De absolutamente nada servirán los golpes de pecho o el desgarre de vestiduras. Con todo y nuestra complicidad en el problema, al menos debemos comenzar a tratar de exigir un alto a la destrucción de la riqueza natural que todavía queda en Cancún y en cualquier otra parte del mundo. No es posible que nos mantengamos ciegos ante las opciones autodestructivas con afanes supuestamente de progreso y desarrollo.
Bien sabemos que en el siglo y medio reciente los seres humanos hemos arruinado al planeta más que en el medio millón de años anterior. Gracias a la industrialización y al escandaloso incremento de la población, la casa que habitamos ha dejado de ser lo que solía. La obra transformadora de la progresista especie con uso de razón y capacidad de amar ha sido tan destructiva que ni siquiera se da cuenta que lo ha hecho. Debemos detener el proyecto Tajamar, detener todos los proyectos similares a ese, pues no es el único; llevar a proceso a los empresarios predadores, a los funcionarios públicos cómplices y someterlos a las leyes nacionales e internacionales. Al mismo tiempo, debemos ser congruentes con nuestras acciones y revisar nuestros comportamientos cotidianos.

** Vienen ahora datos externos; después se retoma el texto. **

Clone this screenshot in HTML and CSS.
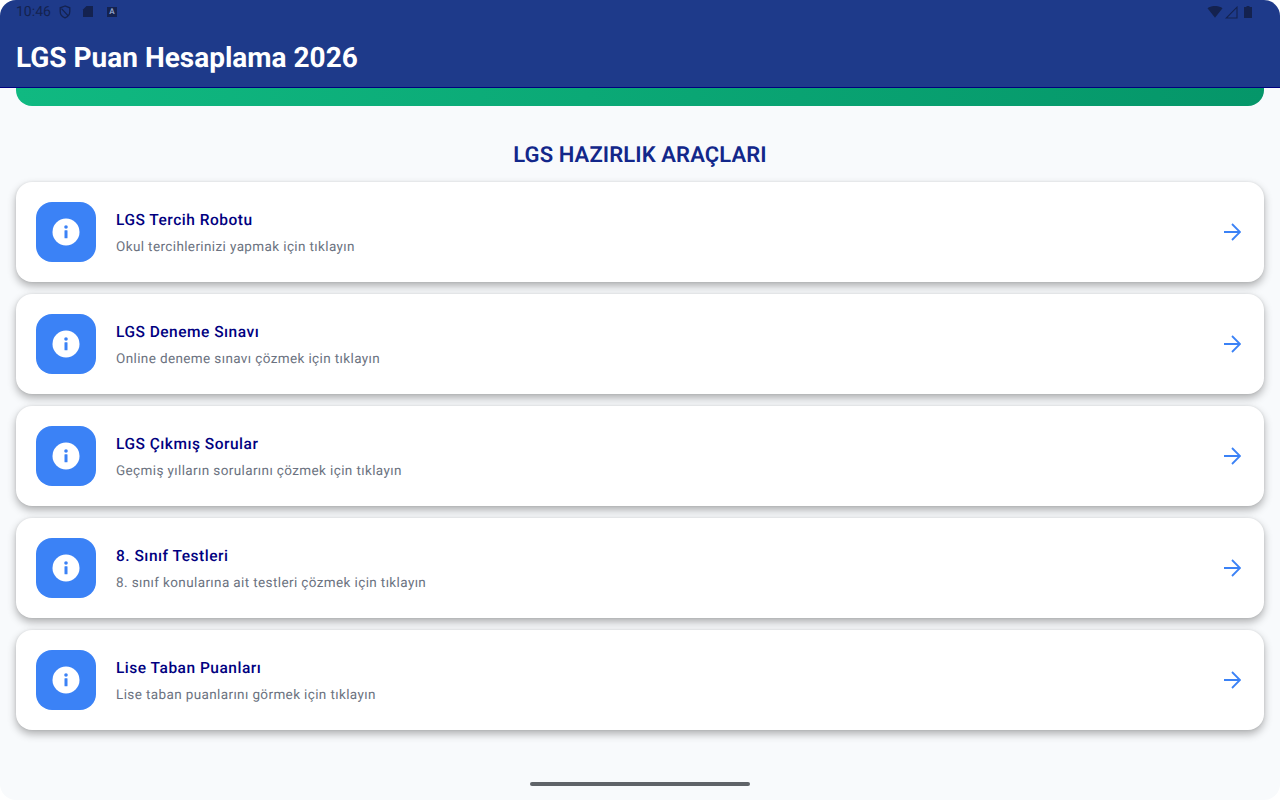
FILE: index.html
```html
<!DOCTYPE html>
<html lang="tr">
<head>
    <meta charset="UTF-8">
    <meta name="viewport" content="width=device-width, initial-scale=1.0">
    <title>LGS Puan Hesaplama 2026</title>
    <link rel="stylesheet" href="styles.css">
</head>
<body>
    <div class="screen">
        <header class="app-bar">
            <div class="status-bar">
                <div class="status-left">
                    <span class="clock">10:46</span>
                    <svg class="status-icon" width="14" height="14" viewBox="0 0 14 14"><path d="M7 1 2.200 2.800v3.800c0 3 2 5.300 4.800 6.200 2.800-.9 4.800-3.200 4.800-6.200V2.800z M3.500 3.600 10 10.600" fill="none" stroke="#14224f" stroke-width="1.300"/></svg>
                    <svg class="status-icon sd" width="12" height="14" viewBox="0 0 12 14"><path d="M4.500 1H11V12H1V4.500z" fill="#14224f"/></svg>
                    <span class="a-badge">A</span>
                </div>
                <div class="status-right">
                    <svg width="16" height="12" viewBox="0 0 16 12"><path d="M0.500 2.200C4.800-.8 11.200-.8 15.500 2.200L8 11.800z" fill="#14224f"/></svg>
                    <svg class="signal" width="13" height="13" viewBox="0 0 13 13"><path d="M12 1.200V12H1.200z" fill="none" stroke="#14224f" stroke-width="1.100"/></svg>
                    <svg width="8" height="12" viewBox="0 0 8 12"><path d="M2.500 0H5.500V1H8V12H0V1H2.500z" fill="#14224f"/></svg>
                </div>
            </div>
            <h1>LGS Puan Hesaplama 2026</h1>
        </header>
        <main>
            <div class="banner"></div>
            <h2>LGS HAZIRLIK ARAÇLARI</h2>
            <div class="tool-list">
                <a class="tool-card" href="#">
                    <span class="tool-icon"><svg width="28" height="28" viewBox="0 0 28 28"><circle cx="14" cy="14" r="13.500" fill="#fff"/><circle cx="14" cy="9" r="1.800" fill="#3b82f6"/><rect x="12.500" y="12.300" width="3" height="8" rx="0.500" fill="#3b82f6"/></svg></span>
                    <span class="tool-text">
                        <span class="tool-title">LGS Tercih Robotu</span>
                        <span class="tool-desc">Okul tercihlerinizi yapmak için tıklayın</span>
                    </span>
                    <svg class="arrow" width="20" height="20" viewBox="0 0 20 20"><path d="M3 10H18.500M11 2 19 10 11 18" fill="none" stroke="#3b82f6" stroke-width="1.800"/></svg>
                </a>
                <a class="tool-card" href="#">
                    <span class="tool-icon"><svg width="28" height="28" viewBox="0 0 28 28"><circle cx="14" cy="14" r="13.500" fill="#fff"/><circle cx="14" cy="9" r="1.800" fill="#3b82f6"/><rect x="12.500" y="12.300" width="3" height="8" rx="0.500" fill="#3b82f6"/></svg></span>
                    <span class="tool-text">
                        <span class="tool-title">LGS Deneme Sınavı</span>
                        <span class="tool-desc">Online deneme sınavı çözmek için tıklayın</span>
                    </span>
                    <svg class="arrow" width="20" height="20" viewBox="0 0 20 20"><path d="M3 10H18.500M11 2 19 10 11 18" fill="none" stroke="#3b82f6" stroke-width="1.800"/></svg>
                </a>
                <a class="tool-card" href="#">
                    <span class="tool-icon"><svg width="28" height="28" viewBox="0 0 28 28"><circle cx="14" cy="14" r="13.500" fill="#fff"/><circle cx="14" cy="9" r="1.800" fill="#3b82f6"/><rect x="12.500" y="12.300" width="3" height="8" rx="0.500" fill="#3b82f6"/></svg></span>
                    <span class="tool-text">
                        <span class="tool-title">LGS Çıkmış Sorular</span>
                        <span class="tool-desc">Geçmiş yılların sorularını çözmek için tıklayın</span>
                    </span>
                    <svg class="arrow" width="20" height="20" viewBox="0 0 20 20"><path d="M3 10H18.500M11 2 19 10 11 18" fill="none" stroke="#3b82f6" stroke-width="1.800"/></svg>
                </a>
                <a class="tool-card" href="#">
                    <span class="tool-icon"><svg width="28" height="28" viewBox="0 0 28 28"><circle cx="14" cy="14" r="13.500" fill="#fff"/><circle cx="14" cy="9" r="1.800" fill="#3b82f6"/><rect x="12.500" y="12.300" width="3" height="8" rx="0.500" fill="#3b82f6"/></svg></span>
                    <span class="tool-text">
                        <span class="tool-title">8. Sınıf Testleri</span>
                        <span class="tool-desc">8. sınıf konularına ait testleri çözmek için tıklayın</span>
                    </span>
                    <svg class="arrow" width="20" height="20" viewBox="0 0 20 20"><path d="M3 10H18.500M11 2 19 10 11 18" fill="none" stroke="#3b82f6" stroke-width="1.800"/></svg>
                </a>
                <a class="tool-card" href="#">
                    <span class="tool-icon"><svg width="28" height="28" viewBox="0 0 28 28"><circle cx="14" cy="14" r="13.500" fill="#fff"/><circle cx="14" cy="9" r="1.800" fill="#3b82f6"/><rect x="12.500" y="12.300" width="3" height="8" rx="0.500" fill="#3b82f6"/></svg></span>
                    <span class="tool-text">
                        <span class="tool-title">Lise Taban Puanları</span>
                        <span class="tool-desc">Lise taban puanlarını görmek için tıklayın</span>
                    </span>
                    <svg class="arrow" width="20" height="20" viewBox="0 0 20 20"><path d="M3 10H18.500M11 2 19 10 11 18" fill="none" stroke="#3b82f6" stroke-width="1.800"/></svg>
                </a>
            </div>
        </main>
        <div class="home-bar"><span></span></div>
    </div>
</body>
</html>
```

FILE: styles.css
```css
* {
    margin: 0;
    padding: 0;
    box-sizing: border-box;
    font-family: Roboto, "Liberation Sans", sans-serif;
    text-rendering: geometricPrecision;
}
html, body {
    height: 100%;
    overflow: hidden;
    background: #fff;
}
.screen {
    height: 800px;
    display: flex;
    flex-direction: column;
    background: #f8fafc;
    border-radius: 16px;
    overflow: hidden;
}
.app-bar {
    height: 88px;
    flex: none;
    background: #1e3a8a;
    border-bottom: 1px solid #000080;
    padding: 0 16px;
    position: relative;
    z-index: 1;
}
.status-bar {
    height: 24px;
    display: flex;
    justify-content: space-between;
    align-items: center;
    color: #14224f;
}
.status-left {
    display: flex;
    align-items: center;
}
.clock {
    font-size: 14px;
    margin-right: 7px;
}
.status-icon {
    margin-right: 10px;
}
.sd {
    margin-right: 13px;
}
.a-badge {
    width: 10px;
    height: 10px;
    background: #14224f;
    color: #8fa0c8;
    font-size: 8px;
    font-weight: 700;
    line-height: 10px;
    text-align: center;
}
.status-right {
    display: flex;
    align-items: center;
    margin-right: 12px;
}
.signal {
    margin: 0 6px 0 2px;
}
.app-bar h1 {
    color: #fff;
    font-size: 28px;
    font-weight: 700;
    line-height: 34px;
    margin-top: 17px;
}
main {
    flex: 1;
    padding: 0 16px;
}
.banner {
    height: 18px;
    background: linear-gradient(90deg, #10b981, #059669);
    border-radius: 0 0 16px 16px;
}
main h2 {
    color: #12278a;
    font-size: 22px;
    font-weight: 600;
    line-height: 28px;
    letter-spacing: 0.1px;
    text-align: center;
    margin-top: 36px;
    margin-bottom: 12px;
}
.tool-list {
    display: flex;
    flex-direction: column;
    gap: 12px;
}
.tool-card {
    height: 100px;
    background: #fff;
    border-radius: 16px;
    padding: 0 23px 0 20px;
    display: flex;
    align-items: center;
    text-decoration: none;
    box-shadow: 0 4px 9px rgba(0, 0, 0, 0.3), 0 0 3px rgba(0, 0, 0, 0.08);
}
.tool-icon {
    width: 60px;
    height: 60px;
    flex: none;
    background: #3b82f6;
    border-radius: 16px;
    display: flex;
    align-items: center;
    justify-content: center;
    margin-right: 20px;
}
.tool-text {
    flex: 1;
    display: flex;
    flex-direction: column;
    gap: 9px;
    padding-top: 3px;
}
.tool-title {
    color: #000080;
    font-size: 15.500px;
    font-weight: 500;
    line-height: 18px;
    letter-spacing: 0.5px;
}
.tool-desc {
    color: #6b7280;
    font-size: 13.500px;
    line-height: 18px;
    letter-spacing: 0.38px;
}
.home-bar {
    height: 18px;
    flex: none;
    display: flex;
    justify-content: center;
}
.home-bar span {
    width: 220px;
    height: 4px;
    background: #5f6368;
    border-radius: 2px;
}
```
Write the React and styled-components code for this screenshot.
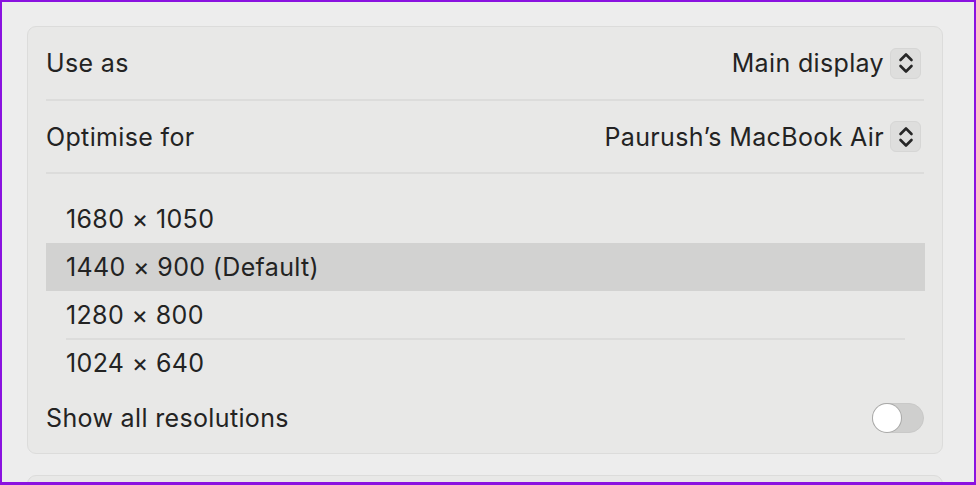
import React, { useState } from 'react';
import styled, { createGlobalStyle } from 'styled-components';

const GlobalStyle = createGlobalStyle`
  html, body {
    margin: 0;
    padding: 0;
    background: #8a12e0;
  }
  body {
    font-family: Inter, "Noto Sans", sans-serif;
    -webkit-font-smoothing: antialiased;
  }
`;

const Frame = styled.div`
  box-sizing: border-box;
  width: 976px;
  height: 485px;
  margin: 0;
  border: 2px solid #8a12e0;
  border-bottom-width: 3px;
  background: #ededed;
  overflow: hidden;
  padding: 24px 31px 0 25px;
  display: flex;
  flex-direction: column;
  gap: 21px;
`;

const Card = styled.div`
  box-sizing: border-box;
  background: #e8e8e7;
  border: 1px solid #dcdcdb;
  border-radius: 9px;
  padding: 0 18px 0 18px;
  display: flex;
  flex-direction: column;
  flex-shrink: 0;
`;

const Row = styled.div`
  display: flex;
  align-items: center;
  justify-content: space-between;
  height: ${p => p.$h || 72}px;
  border-bottom: ${p => (p.$divider ? '2px solid #dcdcdb' : 'none')};
  padding-right: 3px;
  box-sizing: border-box;
`;

const Label = styled.span`
  font-size: 25px;
  color: #232323;
  letter-spacing: 0.35px;
`;

const PopupWrap = styled.div`
  display: flex;
  align-items: center;
  gap: 6px;
`;

const StepperBox = styled.div`
  width: 31px;
  height: 31px;
  box-sizing: border-box;
  border-radius: 6px;
  background: #dededd;
  border: 1px solid #d6d6d5;
  display: flex;
  align-items: center;
  justify-content: center;
`;

const List = styled.div`
  display: flex;
  flex-direction: column;
  padding: 21px 0 0;
  margin-right: -1px;
`;

const Item = styled.div`
  height: 48px;
  display: flex;
  align-items: center;
  padding-left: 20px;
  font-size: 25px;
  letter-spacing: 0.35px;
  color: #232323;
  background: ${p => (p.$selected ? '#d2d2d1' : 'transparent')};
`;

const ItemDivider = styled.div`
  height: 2px;
  background: #dcdcdb;
  margin: -1px 20px -1px 20px;
`;

const Toggle = styled.button`
  width: 52px;
  height: 30px;
  border-radius: 15px;
  border: 1px solid #c9c9c8;
  background: #cfcfce;
  padding: 0;
  position: relative;
  cursor: pointer;
  margin-right: -3px;
  box-sizing: border-box;
`;

const Knob = styled.span`
  position: absolute;
  top: 0px;
  left: ${p => (p.$on ? '23px' : '0px')};
  width: 28px;
  height: 28px;
  border-radius: 50%;
  background: #ffffff;
  box-shadow: 0 0 0 1px #a9a9a8;
`;

const Chevrons = () => (
  <svg width="18" height="26" viewBox="0 0 18 26" fill="none">
    <path d="M3.5 10 L9 4.5 L14.5 10" stroke="#262626" strokeWidth="2.6" strokeLinecap="round" strokeLinejoin="round" />
    <path d="M3.5 16 L9 21.5 L14.5 16" stroke="#262626" strokeWidth="2.6" strokeLinecap="round" strokeLinejoin="round" />
  </svg>
);

const Popup = ({ value }) => (
  <PopupWrap>
    <Label>{value}</Label>
    <StepperBox>
      <Chevrons />
    </StepperBox>
  </PopupWrap>
);

const resolutions = ['1680 × 1050', '1440 × 900 (Default)', '1280 × 800', '1024 × 640'];

export default function App() {
  const [selected, setSelected] = useState(1);
  const [showAll, setShowAll] = useState(false);
  return (
    <>
      <GlobalStyle />
      <Frame>
        <Card style={{ height: 428 }}>
          <Row $divider $h={74}>
            <Label>Use as</Label>
            <Popup value="Main display" />
          </Row>
          <Row $divider $h={73}>
            <Label>Optimise for</Label>
            <Popup value="Paurush’s MacBook Air" />
          </Row>
          <List>
            {resolutions.map((r, i) => (
              <React.Fragment key={r}>
                {i === 3 && <ItemDivider />}
                <Item $selected={selected === i} onClick={() => setSelected(i)}>
                  {r}
                </Item>
              </React.Fragment>
            ))}
          </List>
          <Row $h={62}>
            <Label>Show all resolutions</Label>
            <Toggle onClick={() => setShowAll(!showAll)}>
              <Knob $on={showAll} />
            </Toggle>
          </Row>
        </Card>
        <Card style={{ height: 60 }} />
      </Frame>
    </>
  );
}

Tajamar, Punta Nizuc, Tulum, el río Sonora, Chapala, la Riviera Nayarita, la Huasteca, Xochimilco, son solamente ejemplos de desastres ambientales que precederán a Samalayuca y la ribera del río Grande una vez que se impongan los turbios negocios de la explotación minera a cielo abierto y el fracking para extraer el gas. La destrucción continúa.